| GIVEN EXERCISE |
Copy out each line of the listing that has the word "component" in it.

start SUPPLIED DATA

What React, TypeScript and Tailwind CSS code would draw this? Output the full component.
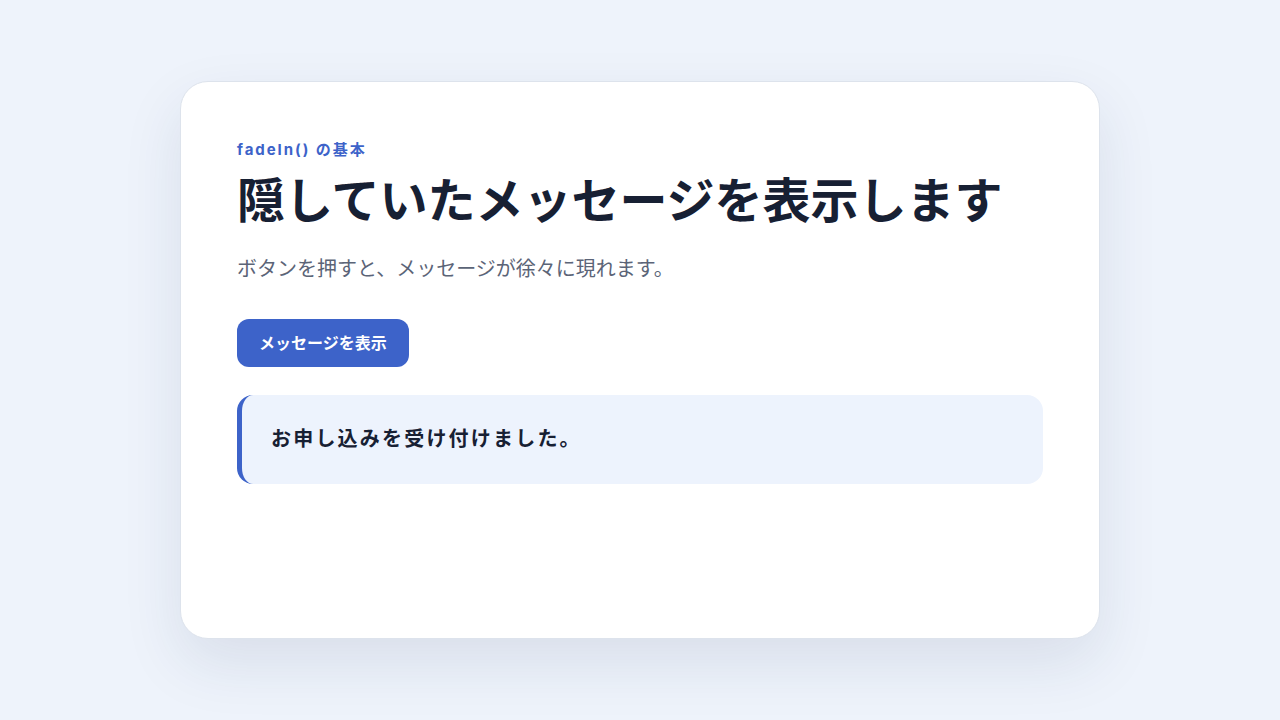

end SUPPLIED DATA
start SUPPLIED DATA

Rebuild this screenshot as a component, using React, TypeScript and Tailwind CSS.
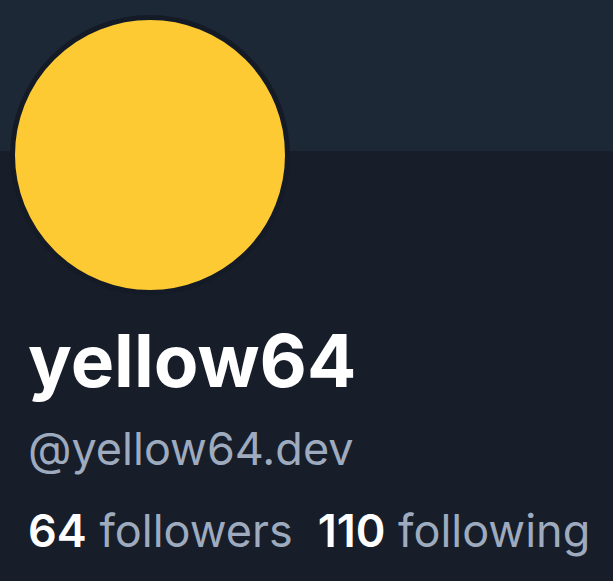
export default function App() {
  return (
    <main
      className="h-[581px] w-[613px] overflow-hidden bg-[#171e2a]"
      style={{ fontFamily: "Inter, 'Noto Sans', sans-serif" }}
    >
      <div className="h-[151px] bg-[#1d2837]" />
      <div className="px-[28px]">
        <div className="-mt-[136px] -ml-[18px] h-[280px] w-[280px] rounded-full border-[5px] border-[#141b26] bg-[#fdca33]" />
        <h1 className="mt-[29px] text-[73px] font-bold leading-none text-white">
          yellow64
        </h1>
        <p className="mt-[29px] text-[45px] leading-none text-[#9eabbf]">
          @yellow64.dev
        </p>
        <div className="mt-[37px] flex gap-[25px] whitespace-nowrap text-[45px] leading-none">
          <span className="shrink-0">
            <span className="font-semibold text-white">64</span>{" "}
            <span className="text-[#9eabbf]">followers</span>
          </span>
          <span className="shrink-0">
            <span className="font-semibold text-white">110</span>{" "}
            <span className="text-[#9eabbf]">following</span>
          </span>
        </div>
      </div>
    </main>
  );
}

end SUPPLIED DATA
start SUPPLIED DATA

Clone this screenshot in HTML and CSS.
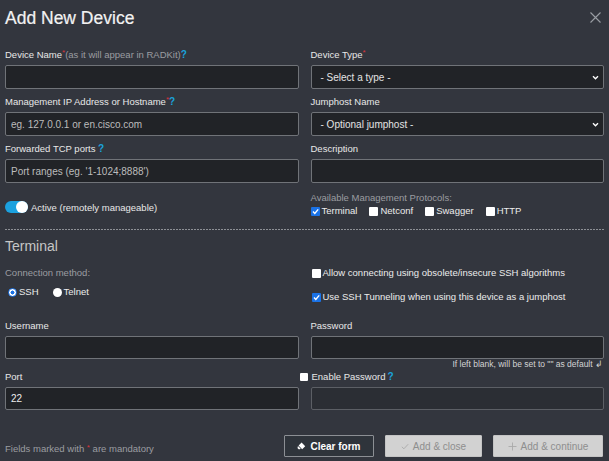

end SUPPLIED DATA

| ANSWER FOR THE TASK |
What React, TypeScript and Tailwind CSS code would draw this? Output the full component.
Rebuild this screenshot as a component, using React, TypeScript and Tailwind CSS.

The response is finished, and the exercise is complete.